Yup. Here’s a hypo for you:
Suppose you’ve got a couple dead friends. Suppose further that I make a genuinely credible promise to you that if you drag an innocent man to his death, I’ll bring your friends back to life. What would you do?
Janeway’s answer is: “Well, I’d get some hard-asses from Security together, march to the innocent man’s quarters, and drag him to the transporter for dissolution. What else should I do?”
Mourn my dead friend.
For Gilliganing up every opportunity the ship had to get back home? Her first responsibility was to her ship and her crew. She failed miserably in that responsibility.
Yeah, I don’t really want to work for Greg, but I don’t hate either of them.
Picard is far too smart to allow himself to be made an admiral.

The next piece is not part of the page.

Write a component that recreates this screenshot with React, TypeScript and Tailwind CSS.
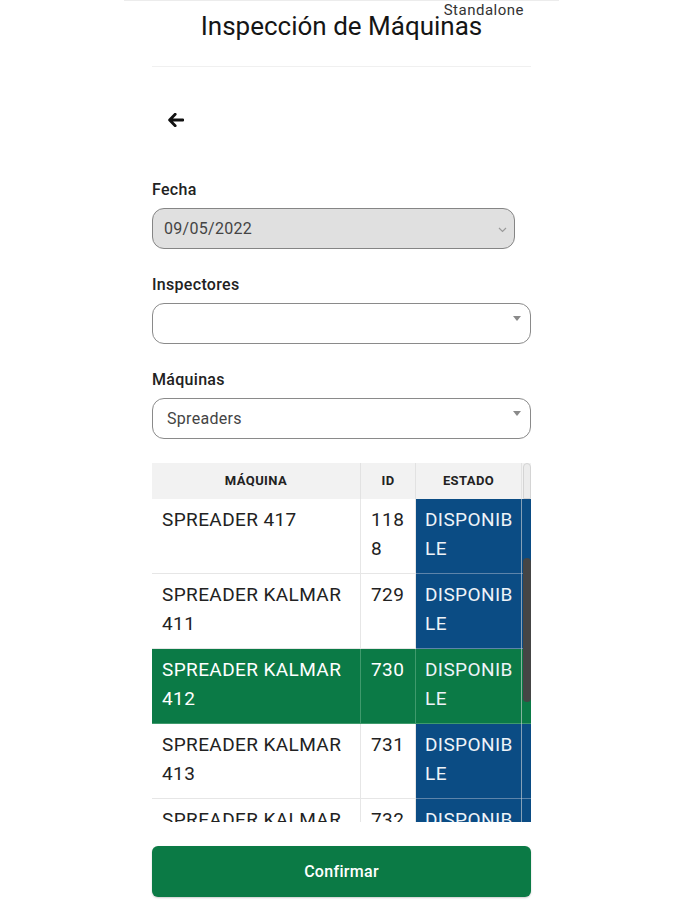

OTOH, I’d much rather be stuck in the Delta Quadrant with Janeway than in a job with House. At least I’d get to meet interesting aliens and whatnot.
Unfortunately, it is quite the opposite of the Space Marines. You don’t meet strange and interesting aliens and then kill them, you meet strange and interesting aliens who are quite keen on killing YOU.
Double whammy, you have an unstable maniac as your Captain, who cannot keep to a consistent standard of behavior and who can always find a reason to be oh so disappointed in YOU over just about anything.
House is all touchy-feely now, so I think he would try to help me if I had personal problems.
Janeway is just incompetent. I would have probably mutinied after like 3 months of being completely lost.
See I just don’t understand why the writers of Voyager decided to make Janeway the way she was. It’s like they specifically didn’t want the show to be carried by the captain of the ship, the way that TNG and DS9 were, so they decided to make her a butthead. But I can’t think why they’d care or why they’d want to go against the mold. (Or if they were going to try and focus the attention on the greater crew, you’d think they’d have done a better job of fleshing them out and hiring decent actors for them.)